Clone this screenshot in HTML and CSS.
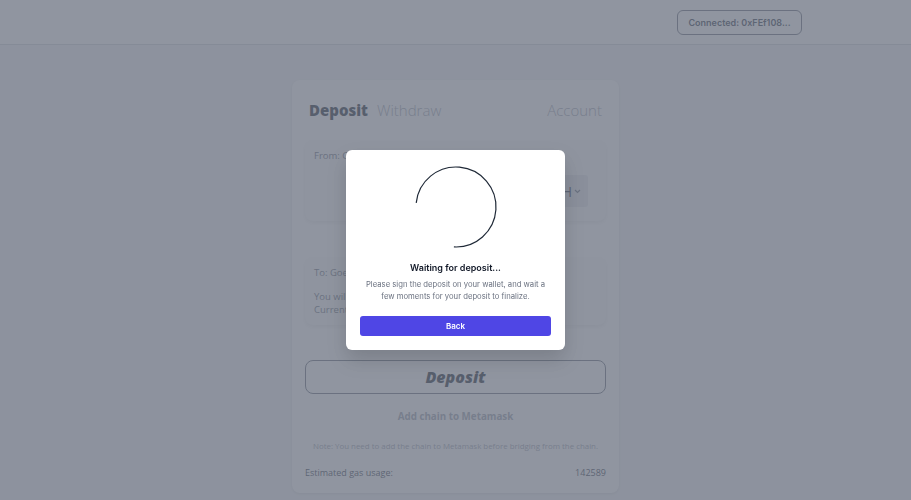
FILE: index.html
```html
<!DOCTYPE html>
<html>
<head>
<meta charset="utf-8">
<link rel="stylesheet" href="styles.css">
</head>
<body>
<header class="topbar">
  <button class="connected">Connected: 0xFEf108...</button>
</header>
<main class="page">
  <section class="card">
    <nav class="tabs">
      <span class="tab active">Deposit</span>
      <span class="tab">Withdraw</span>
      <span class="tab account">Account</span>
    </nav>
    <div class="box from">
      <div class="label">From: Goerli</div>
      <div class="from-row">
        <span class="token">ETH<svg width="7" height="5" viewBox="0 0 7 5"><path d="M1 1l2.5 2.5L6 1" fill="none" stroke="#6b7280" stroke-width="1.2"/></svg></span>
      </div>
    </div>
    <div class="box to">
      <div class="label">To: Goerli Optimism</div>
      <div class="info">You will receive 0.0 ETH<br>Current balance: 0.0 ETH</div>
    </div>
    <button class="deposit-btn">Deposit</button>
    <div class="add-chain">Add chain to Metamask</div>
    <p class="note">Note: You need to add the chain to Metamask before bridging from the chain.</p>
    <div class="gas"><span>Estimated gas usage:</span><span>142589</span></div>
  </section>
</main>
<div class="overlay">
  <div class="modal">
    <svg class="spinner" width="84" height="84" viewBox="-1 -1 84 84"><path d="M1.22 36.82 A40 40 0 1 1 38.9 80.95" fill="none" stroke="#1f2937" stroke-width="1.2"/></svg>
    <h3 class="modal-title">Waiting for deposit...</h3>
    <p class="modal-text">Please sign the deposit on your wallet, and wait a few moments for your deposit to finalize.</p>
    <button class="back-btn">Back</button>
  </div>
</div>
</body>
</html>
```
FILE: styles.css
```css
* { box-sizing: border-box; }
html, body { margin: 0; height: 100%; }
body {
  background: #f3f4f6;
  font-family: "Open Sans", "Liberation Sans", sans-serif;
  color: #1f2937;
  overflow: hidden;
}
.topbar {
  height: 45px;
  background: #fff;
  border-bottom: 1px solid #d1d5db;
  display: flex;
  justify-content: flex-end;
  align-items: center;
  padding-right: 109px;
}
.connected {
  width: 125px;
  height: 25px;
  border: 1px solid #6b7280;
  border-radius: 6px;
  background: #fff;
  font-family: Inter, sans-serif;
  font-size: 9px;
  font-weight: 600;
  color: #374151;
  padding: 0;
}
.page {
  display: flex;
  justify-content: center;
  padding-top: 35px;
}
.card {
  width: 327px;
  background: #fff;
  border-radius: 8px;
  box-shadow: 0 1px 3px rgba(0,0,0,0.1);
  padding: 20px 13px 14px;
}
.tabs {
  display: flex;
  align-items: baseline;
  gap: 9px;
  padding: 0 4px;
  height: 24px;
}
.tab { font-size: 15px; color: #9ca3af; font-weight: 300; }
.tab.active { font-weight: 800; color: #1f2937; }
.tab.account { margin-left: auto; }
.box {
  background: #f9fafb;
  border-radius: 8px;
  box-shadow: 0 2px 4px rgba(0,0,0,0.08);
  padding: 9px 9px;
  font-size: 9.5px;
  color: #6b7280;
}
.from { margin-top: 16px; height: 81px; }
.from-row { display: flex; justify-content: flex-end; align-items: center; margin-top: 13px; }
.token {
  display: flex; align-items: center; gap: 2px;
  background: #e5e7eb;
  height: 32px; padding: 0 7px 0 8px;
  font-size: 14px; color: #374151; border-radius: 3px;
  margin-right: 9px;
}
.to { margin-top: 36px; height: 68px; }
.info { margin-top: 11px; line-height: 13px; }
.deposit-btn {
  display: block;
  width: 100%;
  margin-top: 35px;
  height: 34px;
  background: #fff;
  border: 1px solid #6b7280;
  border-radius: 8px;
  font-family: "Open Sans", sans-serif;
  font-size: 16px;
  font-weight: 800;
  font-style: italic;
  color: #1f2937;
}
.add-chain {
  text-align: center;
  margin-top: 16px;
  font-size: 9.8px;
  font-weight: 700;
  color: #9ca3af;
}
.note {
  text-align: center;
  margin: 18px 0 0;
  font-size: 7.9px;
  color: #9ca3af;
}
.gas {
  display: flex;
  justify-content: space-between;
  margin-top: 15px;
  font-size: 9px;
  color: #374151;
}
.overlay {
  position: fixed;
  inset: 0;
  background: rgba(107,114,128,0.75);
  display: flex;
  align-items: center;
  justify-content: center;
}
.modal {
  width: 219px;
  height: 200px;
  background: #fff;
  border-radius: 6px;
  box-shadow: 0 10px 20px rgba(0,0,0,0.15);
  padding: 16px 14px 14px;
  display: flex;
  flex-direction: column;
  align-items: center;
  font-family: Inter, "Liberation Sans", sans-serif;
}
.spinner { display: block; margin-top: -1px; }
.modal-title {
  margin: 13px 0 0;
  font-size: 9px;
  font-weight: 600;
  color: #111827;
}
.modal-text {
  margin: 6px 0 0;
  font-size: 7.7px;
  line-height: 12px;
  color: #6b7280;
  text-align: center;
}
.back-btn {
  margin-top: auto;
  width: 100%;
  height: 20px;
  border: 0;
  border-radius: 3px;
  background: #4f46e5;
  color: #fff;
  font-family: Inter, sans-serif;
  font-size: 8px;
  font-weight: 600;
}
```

----

» EXERCISE INSTRUCTIONS:
Copy out the whole listing exactly, and don't carry over any pictures.

» SOLVED PROBLEM:
Clone this screenshot in HTML and CSS.
FILE: index.html
```html
<!DOCTYPE html>
<html>
<head>
<meta charset="utf-8">
<link rel="stylesheet" href="styles.css">
</head>
<body>
<header class="topbar">
  <button class="connected">Connected: 0xFEf108...</button>
</header>
<main class="page">
  <section class="card">
    <nav class="tabs">
      <span class="tab active">Deposit</span>
      <span class="tab">Withdraw</span>
      <span class="tab account">Account</span>
    </nav>
    <div class="box from">
      <div class="label">From: Goerli</div>
      <div class="from-row">
        <span class="token">ETH<svg width="7" height="5" viewBox="0 0 7 5"><path d="M1 1l2.5 2.5L6 1" fill="none" stroke="#6b7280" stroke-width="1.2"/></svg></span>
      </div>
    </div>
    <div class="box to">
      <div class="label">To: Goerli Optimism</div>
      <div class="info">You will receive 0.0 ETH<br>Current balance: 0.0 ETH</div>
    </div>
    <button class="deposit-btn">Deposit</button>
    <div class="add-chain">Add chain to Metamask</div>
    <p class="note">Note: You need to add the chain to Metamask before bridging from the chain.</p>
    <div class="gas"><span>Estimated gas usage:</span><span>142589</span></div>
  </section>
</main>
<div class="overlay">
  <div class="modal">
    <svg class="spinner" width="84" height="84" viewBox="-1 -1 84 84"><path d="M1.22 36.82 A40 40 0 1 1 38.9 80.95" fill="none" stroke="#1f2937" stroke-width="1.2"/></svg>
    <h3 class="modal-title">Waiting for deposit...</h3>
    <p class="modal-text">Please sign the deposit on your wallet, and wait a few moments for your deposit to finalize.</p>
    <button class="back-btn">Back</button>
  </div>
</div>
</body>
</html>
```
FILE: styles.css
```css
* { box-sizing: border-box; }
html, body { margin: 0; height: 100%; }
body {
  background: #f3f4f6;
  font-family: "Open Sans", "Liberation Sans", sans-serif;
  color: #1f2937;
  overflow: hidden;
}
.topbar {
  height: 45px;
  background: #fff;
  border-bottom: 1px solid #d1d5db;
  display: flex;
  justify-content: flex-end;
  align-items: center;
  padding-right: 109px;
}
.connected {
  width: 125px;
  height: 25px;
  border: 1px solid #6b7280;
  border-radius: 6px;
  background: #fff;
  font-family: Inter, sans-serif;
  font-size: 9px;
  font-weight: 600;
  color: #374151;
  padding: 0;
}
.page {
  display: flex;
  justify-content: center;
  padding-top: 35px;
}
.card {
  width: 327px;
  background: #fff;
  border-radius: 8px;
  box-shadow: 0 1px 3px rgba(0,0,0,0.1);
  padding: 20px 13px 14px;
}
.tabs {
  display: flex;
  align-items: baseline;
  gap: 9px;
  padding: 0 4px;
  height: 24px;
}
.tab { font-size: 15px; color: #9ca3af; font-weight: 300; }
.tab.active { font-weight: 800; color: #1f2937; }
.tab.account { margin-left: auto; }
.box {
  background: #f9fafb;
  border-radius: 8px;
  box-shadow: 0 2px 4px rgba(0,0,0,0.08);
  padding: 9px 9px;
  font-size: 9.5px;
  color: #6b7280;
}
.from { margin-top: 16px; height: 81px; }
.from-row { display: flex; justify-content: flex-end; align-items: center; margin-top: 13px; }
.token {
  display: flex; align-items: center; gap: 2px;
  background: #e5e7eb;
  height: 32px; padding: 0 7px 0 8px;
  font-size: 14px; color: #374151; border-radius: 3px;
  margin-right: 9px;
}
.to { margin-top: 36px; height: 68px; }
.info { margin-top: 11px; line-height: 13px; }
.deposit-btn {
  display: block;
  width: 100%;
  margin-top: 35px;
  height: 34px;
  background: #fff;
  border: 1px solid #6b7280;
  border-radius: 8px;
  font-family: "Open Sans", sans-serif;
  font-size: 16px;
  font-weight: 800;
  font-style: italic;
  color: #1f2937;
}
.add-chain {
  text-align: center;
  margin-top: 16px;
  font-size: 9.8px;
  font-weight: 700;
  color: #9ca3af;
}
.note {
  text-align: center;
  margin: 18px 0 0;
  font-size: 7.9px;
  color: #9ca3af;
}
.gas {
  display: flex;
  justify-content: space-between;
  margin-top: 15px;
  font-size: 9px;
  color: #374151;
}
.overlay {
  position: fixed;
  inset: 0;
  background: rgba(107,114,128,0.75);
  display: flex;
  align-items: center;
  justify-content: center;
}
.modal {
  width: 219px;
  height: 200px;
  background: #fff;
  border-radius: 6px;
  box-shadow: 0 10px 20px rgba(0,0,0,0.15);
  padding: 16px 14px 14px;
  display: flex;
  flex-direction: column;
  align-items: center;
  font-family: Inter, "Liberation Sans", sans-serif;
}
.spinner { display: block; margin-top: -1px; }
.modal-title {
  margin: 13px 0 0;
  font-size: 9px;
  font-weight: 600;
  color: #111827;
}
.modal-text {
  margin: 6px 0 0;
  font-size: 7.7px;
  line-height: 12px;
  color: #6b7280;
  text-align: center;
}
.back-btn {
  margin-top: auto;
  width: 100%;
  height: 20px;
  border: 0;
  border-radius: 3px;
  background: #4f46e5;
  color: #fff;
  font-family: Inter, sans-serif;
  font-size: 8px;
  font-weight: 600;
}
```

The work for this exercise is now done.